# EXERCISE
Check each line below for the word "this", and copy those that have it.

# ITEMS
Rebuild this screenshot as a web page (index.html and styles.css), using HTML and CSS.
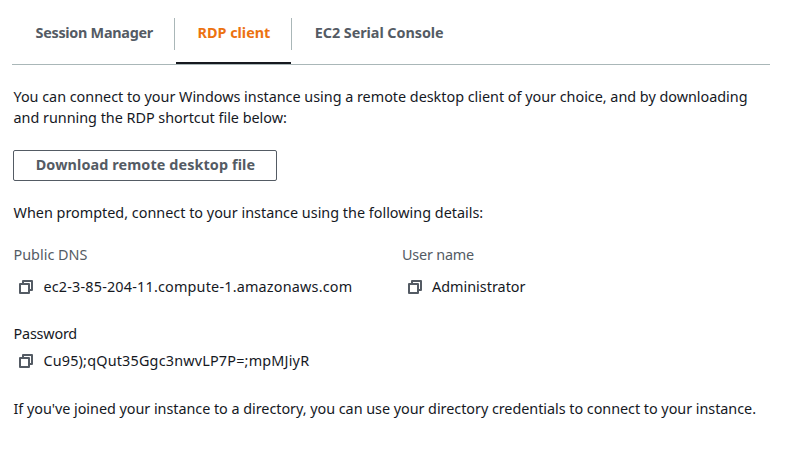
FILE: index.html
```html
<!DOCTYPE html>
<html lang="en">
<head>
<meta charset="utf-8">
<title>Connect to instance</title>
<link rel="stylesheet" href="styles.css">
</head>
<body>
<svg class="defs" width="0" height="0" aria-hidden="true">
  <symbol id="copy" viewBox="0 0 14 14">
    <path d="M1 4h9v9H1z M4 4V1h9v9h-3" fill="none" stroke="currentColor" stroke-width="2" stroke-linejoin="round"/>
  </symbol>
</svg>
<nav class="tabs">
  <a class="tab first">Session Manager</a>
  <a class="tab active">RDP client</a>
  <a class="tab last">EC2 Serial Console</a>
</nav>
<main class="panel">
  <p class="intro">You can connect to your Windows instance using a remote desktop client of your choice, and by downloading<br>and running the RDP shortcut file below:</p>
  <button class="download">Download remote desktop file</button>
  <p class="prompt">When prompted, connect to your instance using the following details:</p>
  <section class="details">
    <div>
      <div class="label">Public DNS</div>
      <div class="value wide"><svg class="icon"><use href="#copy"/></svg><span>ec2-3-85-204-11.compute-1.amazonaws.com</span></div>
    </div>
    <div>
      <div class="label tight">User name</div>
      <div class="value"><svg class="icon"><use href="#copy"/></svg><span>Administrator</span></div>
    </div>
  </section>
  <section class="password">
    <div class="tight">Password</div>
    <div class="value wide pw-value"><svg class="icon"><use href="#copy"/></svg><span>Cu95);qQut35Ggc3nwvLP7P=;mpMJiyR</span></div>
  </section>
  <p class="note">If you've joined your instance to a directory, you can use your directory credentials to connect to your instance.</p>
</main>
</body>
</html>
```
FILE: styles.css
```css
* { box-sizing: border-box; }
body { margin: 0; background: #fff; color: #16191f; font: 14.4px/21px "Noto Sans", "Open Sans", sans-serif; white-space: nowrap; }
p { margin: 0; }
.defs { display: block; height: 0; }
.tabs { display: flex; height: 65px; width: 758px; margin-left: 12px; border-bottom: 1px solid #aab7b8; font-weight: 700; color: #545b64; line-height: 22px; padding-top: 18px; }
.tab { height: 32px; padding: 4px 22px 0; }
.first { width: 163px; padding: 4px 0 0 23.5px; border-right: 1px solid #aab7b8; letter-spacing: -0.28px; }
.active { width: 115px; height: 46px; margin-left: 1px; padding: 4px 0 0 21.5px; color: #ec7211; border-bottom: 2px solid #16191f; }
.last { padding-left: 22.7px; border-left: 1px solid #aab7b8; letter-spacing: -0.05px; }
.panel { padding: 21px 13px 0; }
.intro { height: 64px; padding-left: 0.5px; letter-spacing: -0.02px; }
.download { display: flex; align-items: flex-start; justify-content: flex-start; width: 264px; height: 31px; padding: 0 0 2px 21.7px; background: #fff; border: 1px solid #545b64; border-radius: 2px; color: #545b64; font: inherit; line-height: 27px; font-weight: 700; letter-spacing: 0.1px; }
.prompt { margin-top: 21px; padding-left: 0.5px; }
.details { display: grid; grid-template-columns: 389px 1fr; margin-top: 21px; }
.label { color: #545b64; }
.details > :first-child .label { padding-left: 0.5px; }
.tight { letter-spacing: -0.2px; }
.wide { letter-spacing: 0.19px; }
.wide > span { padding-left: 0.4px; }
.value { display: flex; align-items: center; margin-top: 11px; }
.icon { width: 14px; height: 14px; margin: 0 10px 0 6px; color: #545b64; }
.password { margin-top: 26px; }
.password > .tight { padding-left: 0.5px; }
.pw-value { margin-top: 6px; }
.note { margin-top: 27px; padding-left: 0.5px; letter-spacing: -0.04px; }
```
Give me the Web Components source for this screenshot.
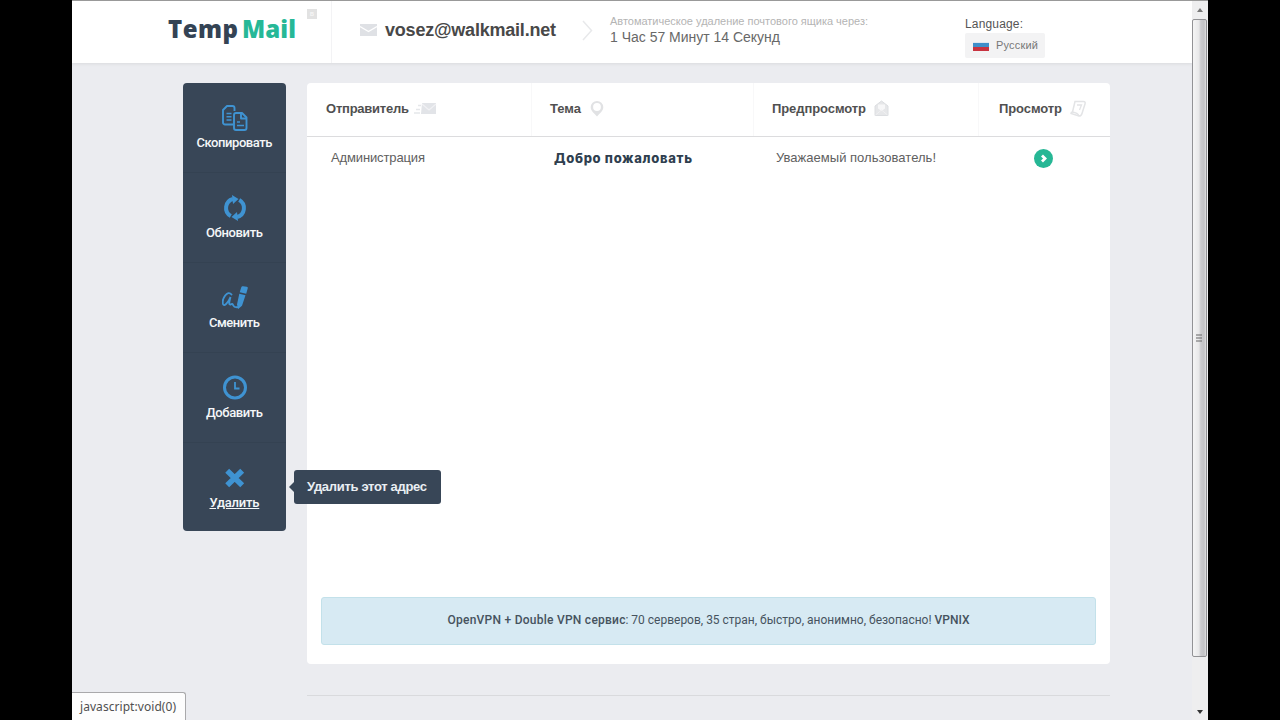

# SOLUTION
Rebuild this screenshot as a web page (index.html and styles.css), using HTML and CSS.
Give me the Web Components source for this screenshot.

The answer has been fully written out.